Firefighters spent Monday evening mopping up a fire in Sun Valley that left two families homeless. It's the second fire in as many days in that area, and the crews were up against some strong winds and very dry conditions.
It took 69 firefighters from four jurisdictions to jump on the fast-moving fire and try to keep it from spreading. Not an easy job, but it could have been worse. Neighbors, helped where they could, realizing that the high winds could spread embers and flames quickly. The blaze destroyed three homes, three outbuildings and two carports.
Robert Conger lives near where the blaze started. "I smelled smoke and it's not uncommon with these winds; and I jumped up and looked out the window I saw it was so close to the house that it had to be in our yard," he told us.
The fire burned more than an acre and put at least five people out of their homes. But no one was injured and fire officials are pleased with the response.
Reno Fire Battalion Chief Todd Keckley said everyone worked well together. "All in all we had a very good combined effort from all departments from the area, responding to contain this quickly. With the winds that we had this could have spread much further than it has, so we're very pleased with the response, other than we're sad that we did lose two structures."

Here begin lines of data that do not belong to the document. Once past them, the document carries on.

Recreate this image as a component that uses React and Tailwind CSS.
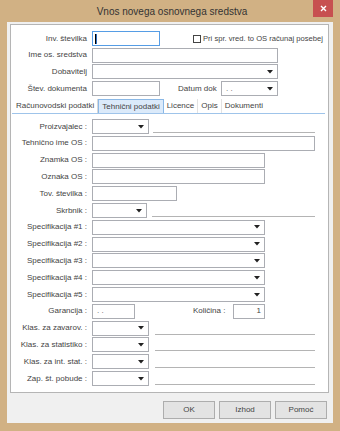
import React from "react";

const box = "h-[15px] border border-[#abadb3] bg-white";

function Arrow() {
  return (
    <svg width="6" height="4" viewBox="0 0 6 4" className="ml-auto mr-[4px]">
      <path d="M0 0 L6 0 L3 3.5 Z" fill="#222" />
    </svg>
  );
}

function Select({ w, text }) {
  return (
    <div className={`${w} ${box} flex items-center`}>
      {text && <span className="pl-[4px] text-[#666] leading-none">{text}</span>}
      <Arrow />
    </div>
  );
}

function Row({ label, children }) {
  return (
    <div className="flex items-center h-[15px]">
      <div className="w-[76px] text-right whitespace-nowrap">{label}</div>
      <div className="ml-[5px] flex items-center h-full">{children}</div>
    </div>
  );
}

function Line({ w }) {
  return <div className={`self-end mb-[1px] h-px bg-[#b4b4b4] ${w}`} />;
}

function App() {
  const tabs = ["Računovodski podatki", "Tehnični podatki", "Licence", "Opis", "Dokumenti"];

  return (
    <div className="w-[340px] h-[431px] bg-[#d1b184] flex flex-col font-['Liberation_Sans',Arial,sans-serif] text-[8px] text-[#444]">
      {/* title bar */}
      <div className="relative h-[22px] flex items-center justify-center">
        <span className="text-[10px] text-[#333] ml-[4px]">Vnos novega osnovnega sredstva</span>
        <div className="absolute right-[7px] top-0 w-[20px] h-[17px] bg-[#c75050] flex items-center justify-center">
          <svg width="7" height="7" viewBox="0 0 7 7">
            <path d="M1 1 L6 6 M6 1 L1 6" stroke="#fff" strokeWidth="1.4" />
          </svg>
        </div>
      </div>

      {/* client area */}
      <div className="mx-[7px] flex-1 bg-[#f0f0f0] flex flex-col">
        <div className="mt-[2px] ml-[3px] mr-[4px] h-[369px] bg-white border border-[#b5b5b5] pt-[6px]">
          {/* header fields */}
          <div className="flex flex-col gap-[1.7px]">
            <Row label="Inv. številka">
              <div className="w-[68px] h-[15px] border border-[#569de5] bg-white flex items-center pl-[2px]">
                <div className="w-[2px] h-[10px] bg-[#2f6fc0] border-l border-black" />
              </div>
              <div className="ml-[33px] w-[8px] h-[8px] border border-[#444] bg-white" />
              <span className="ml-[2px] whitespace-nowrap text-[7.6px]">Pri spr. vred. to OS računaj posebej</span>
            </Row>
            <Row label="Ime os. sredstva">
              <div className={`w-[186px] ${box}`} />
            </Row>
            <Row label="Dobavitelj">
              <Select w="w-[186px]" />
            </Row>
            <Row label="Štev. dokumenta">
              <div className={`w-[68px] ${box}`} />
              <span className="ml-[18px] w-[37px] whitespace-nowrap">Datum dok</span>
              <div className="ml-[6px]">
                <Select w="w-[57px]" text=". ." />
              </div>
            </Row>
          </div>

          {/* tabs */}
          <div className="mt-[3px] ml-[1px] w-[313px] border-b border-[#9fc4ea] flex h-[15px] pl-[1px]">
            {tabs.map((t, i) =>
              i === 1 ? (
                <div
                  key={t}
                  className="h-[14px] px-[3px] flex items-center bg-[#dbeafa] border border-b-0 border-[#8ab8e6] whitespace-nowrap"
                >
                  {t}
                </div>
              ) : (
                <div
                  key={t}
                  className={`h-[14px] px-[3px] flex items-center whitespace-nowrap ${
                    i === 0 ? "border-r border-[#d8d8d8]" : i === 4 ? "" : "border-r border-[#e2e2e2]"
                  }`}
                >
                  {t}
                </div>
              )
            )}
          </div>

          {/* tab content */}
          <div className="mt-[5px] flex flex-col gap-[1.8px]">
            <Row label="Proizvajalec :">
              <Select w="w-[57px]" />
              <div className="ml-[4px] h-full flex">
                <Line w="w-[162px]" />
              </div>
            </Row>
            <Row label="Tehnično ime OS :">
              <div className={`w-[223px] ${box}`} />
            </Row>
            <Row label="Znamka OS :">
              <div className={`w-[173px] ${box}`} />
            </Row>
            <Row label="Oznaka OS :">
              <div className={`w-[173px] ${box}`} />
            </Row>
            <Row label="Tov. številka :">
              <div className={`w-[85px] ${box}`} />
            </Row>
            <Row label="Skrbnik :">
              <Select w="w-[55px]" />
              <div className="ml-[5px] h-full flex">
                <Line w="w-[163px]" />
              </div>
            </Row>
            {["#1", "#2", "#3", "#4", "#5"].map((n) => (
              <Row key={n} label={`Specifikacija ${n} :`}>
                <Select w="w-[173px]" />
              </Row>
            ))}
            <Row label="Garancija :">
              <div className={`w-[43px] ${box} flex items-center pl-[4px] text-[#666]`}>. .</div>
              <span className="ml-[58px] w-[34px] whitespace-nowrap">Količina :</span>
              <div className={`ml-[6px] w-[32px] ${box} flex items-center justify-end pr-[3px]`}>1</div>
            </Row>
            {["Klas. za zavarov. :", "Klas. za statistiko :", "Klas. za int. stat. :", "Zap. št. pobude :"].map((l) => (
              <Row key={l} label={l}>
                <Select w="w-[57px]" />
                <div className="ml-[6px] h-full flex">
                  <Line w="w-[160px]" />
                </div>
              </Row>
            ))}
          </div>
        </div>

        {/* buttons */}
        <div className="mt-[8px] pr-[6px] flex justify-end gap-[4px]">
          {["OK", "Izhod", "Pomoć"].map((b) => (
            <button
              key={b}
              className="w-[52px] h-[18px] bg-[#e3e3e3] border border-[#adadad] flex items-center justify-center text-[8px] text-[#444]"
            >
              {b}
            </button>
          ))}
        </div>
      </div>
      <div className="h-[8px]" />
    </div>
  );
}

export default App;
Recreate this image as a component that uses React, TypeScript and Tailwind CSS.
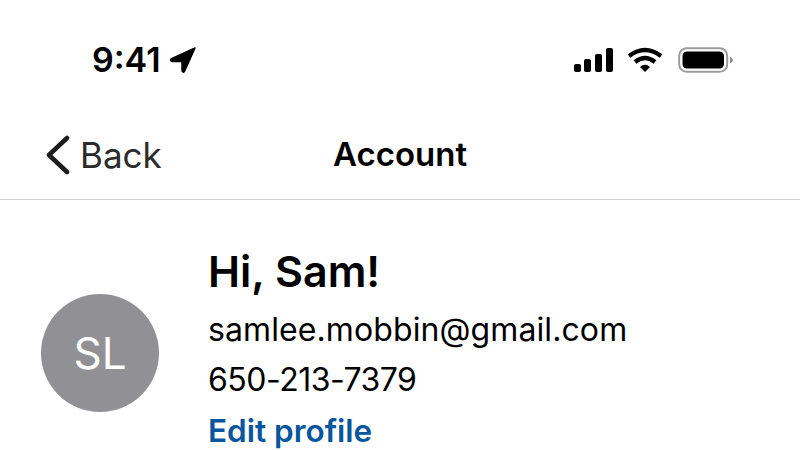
export default function App() {
  return (
    <div className="w-[800px] h-[450px] overflow-hidden bg-white text-black font-['Inter','Liberation_Sans',sans-serif]">
      <div className="h-[120px] flex items-center justify-between pl-[92px] pr-[66px]">
        <div className="flex items-center gap-[8px]">
          <span className="text-[34px] leading-none font-semibold">9:41</span>
          <svg width="28" height="28" viewBox="0 0 28 28">
            <path d="M26 2 L2 13 Q1 15 3 15.5 L13 15.5 L13 25 Q14 27 15.5 25.5 Z" fill="#000" stroke="#000" strokeWidth="1.5" strokeLinejoin="round" />
          </svg>
        </div>
        <div className="flex items-center gap-[13px]">
          <svg width="41" height="26" viewBox="0 0 41 26">
            <rect x="1" y="17" width="7" height="8" rx="2" />
            <rect x="11" y="12" width="7" height="13" rx="2" />
            <rect x="22" y="7" width="7" height="18" rx="2" />
            <rect x="33" y="1" width="7" height="24" rx="2" />
          </svg>
          <svg width="36" height="26" viewBox="0 0 36 26" fill="none">
            <path d="M2 9 Q18 -3 34 9" stroke="#000" strokeWidth="4.5" />
            <path d="M8 15 Q18 7 28 15" stroke="#000" strokeWidth="4.5" />
            <path d="M13 20 Q18 15.5 23 20 L18 25 Z" fill="#000" />
          </svg>
          <svg width="56" height="26" viewBox="0 0 56 26" className="ml-[2px]">
            <rect x="1.2" y="1.2" width="48" height="23.6" rx="7.5" fill="none" stroke="#9a9a9a" strokeWidth="2" />
            <rect x="4.5" y="4.5" width="41.5" height="17" rx="4.5" fill="#000" />
            <path d="M52 9.5 Q55 11 55 13 Q55 15 52 16.5 Z" fill="#8e8e8e" />
          </svg>
        </div>
      </div>
      <div className="relative h-[80px] border-b border-[#d1d1d1] flex items-center justify-center pb-[10px]">
        <div className="absolute left-[46px] top-[13px] flex items-center gap-[10px]">
          <svg width="24" height="40" viewBox="0 0 24 40" fill="none">
            <path d="M21 3 L3 20 L21 37" stroke="#1c1c1c" strokeWidth="4.5" strokeLinecap="round" strokeLinejoin="round" />
          </svg>
          <span className="text-[35px] leading-[44px] text-[#2b2b2b]">Back</span>
        </div>
        <span className="text-[33px] leading-none font-semibold">Account</span>
      </div>
      <div className="flex items-start gap-[49px] pl-[41px] pt-[46px]">
        <div className="w-[118px] h-[118px] mt-[48px] rounded-full bg-[#919195] flex items-center justify-center text-white text-[44px]">SL</div>
        <div className="flex flex-col items-start">
          <div className="text-[43px] leading-[50px] font-semibold">Hi, Sam!</div>
          <div className="text-[32px] leading-[50px] mt-[9px] tracking-[0.1px]">samlee.mobbin@gmail.com</div>
          <div className="text-[32px] leading-[50px] tracking-[-0.5px]">650-213-7379</div>
          <div className="text-[31.5px] leading-[50px] mt-[1px] font-semibold text-[#07569e]">Edit profile</div>
        </div>
      </div>
    </div>
  );
}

One firefighter was treated for smoke inhalation, but was soon back fighting the fire. Meanwhile neighbors watched from two blocks away, as crews eventually got the fire knocked down and under control. Still, they worry about what's to come if things are this dry early in the season. And the experts agree.
"Things are very dry," said Keckley. "Especially with these winds. We have red flag warnings now that are carrying through the night because it's not cooling off at night, the humidity isn't coming up. We have to be very careful with no outside burning whatsoever."
The Red Cross is helping two families that were left homeless by the blaze. The cause of the fire is under investigation.